I chose the following people because they are a couple and, quite frankly, CoupleDumb respects doing things together including getting 5150’d at the same time. Of course the couple for smackdown is none other than Randy and Evi Quaid. These two have been together for over 20 years and show the world that celebrity relationships are not destined for divorce. However, what they do show is that when two creative folk get together and have a tenuous pincer grasp on reality, zaniness is not far behind.
For those of you who prefer to get your news from smoke signals and Glenn Beck (if you are a Beckian- you need to leave now!), the Quaids were arrested in Texas for skipping out on a hotel bill in Santa Barbara. They have also failed to appear in court three times and are now in the process of being extradited from Texas to Santa Barbara. Yeah, you heard that right. Randy ‘I was in Brokeback Mountain, the Vacation Movies and so many more’ Quaid is wanted by the cops. He and his artsy fartsy wife have decided this is a hoot and feel persecuted by everyone. Don’t you get it people? These are artistes!
They are also being charged with burglary and vandalism. Hmmm. Did they manage to get the bolted on lamp off the night stand? Did they steal a towel? Well, according to the Santa Barbara inn keeper, these whackos stayed there for a month and trashed the place then skipped out on the bill. Well, Mr. Inn Keeper, these are artists and any attempt at stifling the flow of inspiration is against the laws of man and nature. This includes defecating on furniture, drawing with lipstick on a wall and ripping up carpets to see if there are listening devices (no, they didn’t do this but I am leaving me and Paul a wide berth for when we are celebrities and decide to lose our fucking minds).

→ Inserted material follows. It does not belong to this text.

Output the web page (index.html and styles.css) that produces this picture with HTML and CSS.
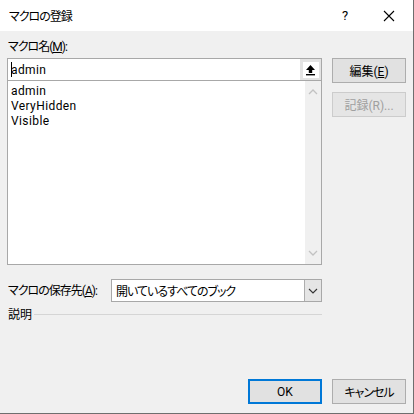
FILE: index.html
```html
<!DOCTYPE html>
<html lang="ja">
<head>
<meta charset="utf-8">
<title>マクロの登録</title>
<link rel="stylesheet" href="styles.css">
</head>
<body>
<div class="window">
  <div class="titlebar">
    <span class="title jp">マクロの登録</span>
    <span class="help">?</span>
    <span class="close"><svg width="12" height="12" viewBox="0 0 12 12"><path d="M1 1 L11 11 M11 1 L1 11" stroke="#000" stroke-width="1.1" fill="none"/></svg></span>
  </div>
  <div class="content">
    <div class="main">
      <div class="leftcol">
        <div class="label name-label jp">マクロ名(<u>M</u>):</div>
        <div class="textbox">
          <span class="caret"></span><span class="value latin">admin</span>
          <span class="refbtn"><span class="refinner"><svg width="11" height="12" viewBox="0 0 11 12"><path d="M5.5 1 L1 6 H3.8 V9 H7.2 V6 H10 Z" fill="#000"/><rect x="1" y="10" width="9" height="1.4" fill="#000"/></svg></span></span>
        </div>
        <div class="listbox">
          <div class="items latin">
            <div class="item">admin</div>
            <div class="item">VeryHidden</div>
            <div class="item">Visible</div>
          </div>
          <div class="scrollbar">
            <svg width="10" height="6" viewBox="0 0 10 6"><path d="M1 5 L5 1 L9 5" stroke="#c2c2c2" stroke-width="1.3" fill="none"/></svg>
            <svg width="10" height="6" viewBox="0 0 10 6"><path d="M1 1 L5 5 L9 1" stroke="#c2c2c2" stroke-width="1.3" fill="none"/></svg>
          </div>
        </div>
      </div>
      <div class="rightcol">
        <button class="btn">編集(<u>E</u>)</button>
        <button class="btn disabled">記録(R)...</button>
      </div>
    </div>
    <div class="store-row">
      <span class="label jp">マクロの保存先(<u>A</u>):</span>
      <div class="select">
        <span class="select-text jp">開いているすべてのブック</span>
        <span class="select-btn"><svg width="10" height="6" viewBox="0 0 10 6"><path d="M1 1 L5 5 L9 1" stroke="#333" stroke-width="1.1" fill="none"/></svg></span>
      </div>
    </div>
    <div class="desc-row">
      <span class="label">説明</span>
      <span class="rule"></span>
    </div>
    <div class="footer">
      <button class="btn default">OK</button>
      <button class="btn jp">キャンセル</button>
    </div>
  </div>
</div>
</body>
</html>
```
FILE: styles.css
```css
* { box-sizing: border-box; }
html, body { margin: 0; padding: 0; }
body {
  font-family: Roboto, "Noto Sans CJK JP", sans-serif;
  font-size: 12px;
  font-feature-settings: "palt";
  color: #000;
  background: #f0f0f0;
}
.jp { letter-spacing: -1px; }
.latin { letter-spacing: 0.4px; }
.window {
  width: 414px;
  height: 414px;
  background: #f0f0f0;
  border-right: 1px solid #6e6e6e;
  border-bottom: 1px solid #6e6e6e;
  display: flex;
  flex-direction: column;
}
.titlebar {
  height: 31px;
  background: #fff;
  display: flex;
  align-items: center;
  padding-left: 9px;
  flex: none;
}
.title { flex: 1; font-size: 12px; }
.help { width: 14px; font-size: 13px; margin-right: 31px; text-align: center; }
.close { width: 12px; height: 12px; margin-right: 18px; display: flex; }
.content {
  flex: 1;
  display: flex;
  flex-direction: column;
  padding: 8px 0 9px 7px;
}
.main { display: flex; gap: 10px; }
.leftcol { width: 315px; display: flex; flex-direction: column; }
.label { line-height: 16px; padding-left: 1px; white-space: nowrap; }
.name-label { margin-bottom: 3px; }
.textbox {
  height: 23px;
  background: #fff;
  border: 1px solid #a8a8a8;
  display: flex;
  align-items: center;
  padding-left: 3px;
}
.caret { width: 1px; height: 15px; background: #000; margin-right: -1px; }
.value { flex: 1; }
.refbtn {
  width: 21px;
  height: 21px;
  background: #e3e3e3;
  display: flex;
  align-items: center;
  justify-content: center;
}
.refinner {
  width: 16px;
  height: 16px;
  background: #fff;
  display: flex;
  align-items: center;
  justify-content: center;
}
.listbox {
  height: 184px;
  background: #fff;
  border: 1px solid #a8a8a8;
  border-top: none;
  display: flex;
}
.items { flex: 1; padding: 3px 0 0 3px; }
.item { line-height: 15px; height: 15px; }
.scrollbar {
  width: 16px;
  background: #f0f0f0;
  display: flex;
  flex-direction: column;
  justify-content: space-between;
  align-items: center;
  padding: 8px 0 8px;
}
.rightcol { display: flex; flex-direction: column; gap: 9px; padding-top: 19px; }
.btn {
  width: 74px;
  height: 25px;
  background: #e1e1e1;
  border: 1px solid #adadad;
  font-family: inherit;
  font-size: 12px;
  font-feature-settings: "palt";
  color: #000;
  padding: 0;
  margin: 0;
}
.btn.disabled { color: #a0a0a0; border-color: #cccccc; background: #e5e5e5; }
.btn.default { border: 2px solid #0078d7; }
.store-row {
  width: 315px;
  display: flex;
  align-items: center;
  margin-top: 14px;
}
.store-row .label { width: 104px; }
.select {
  flex: 1;
  height: 23px;
  background: #fff;
  border: 1px solid #a8a8a8;
  display: flex;
  align-items: center;
  padding-left: 4px;
}
.select-text { flex: 1; }
.select-btn {
  width: 17px;
  height: 21px;
  background: #e5e5e5;
  border-left: 1px solid #adadad;
  display: flex;
  align-items: center;
  justify-content: center;
}
.desc-row {
  width: 315px;
  display: flex;
  align-items: center;
  margin-top: 5px;
}
.desc-row .rule { flex: 1; height: 1px; background: #d5d5d5; margin-left: 2px; margin-top: -2px; }
.footer {
  margin-top: auto;
  width: 399px;
  display: flex;
  justify-content: flex-end;
  gap: 10px;
}
```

Randy, I am really sad. I loved you in ‘Christmas Vacation’ and the thought that you probably weren’t acting is making me cry. Is it because you aren’t as good looking as your little brother Dennis? I can imagine that would fuck with you a little but I think I can safely say that your brother may lend you the ten grand if you asked nicely. Is it because of your wife? I’m sorry to say that the bitch has the crazy eyes (a professional term-look it up) and it was merely a matter of time. So our advice is dump the bitch, shave the beard, get some slippers and a robe. When you are nice and comfy, you can reflect on all the crazy shit you did. Dude, ultimately it ain’t cool to be crazier than Gary Busey. Besides that fucker had actual brain damage and insanity is just a perk.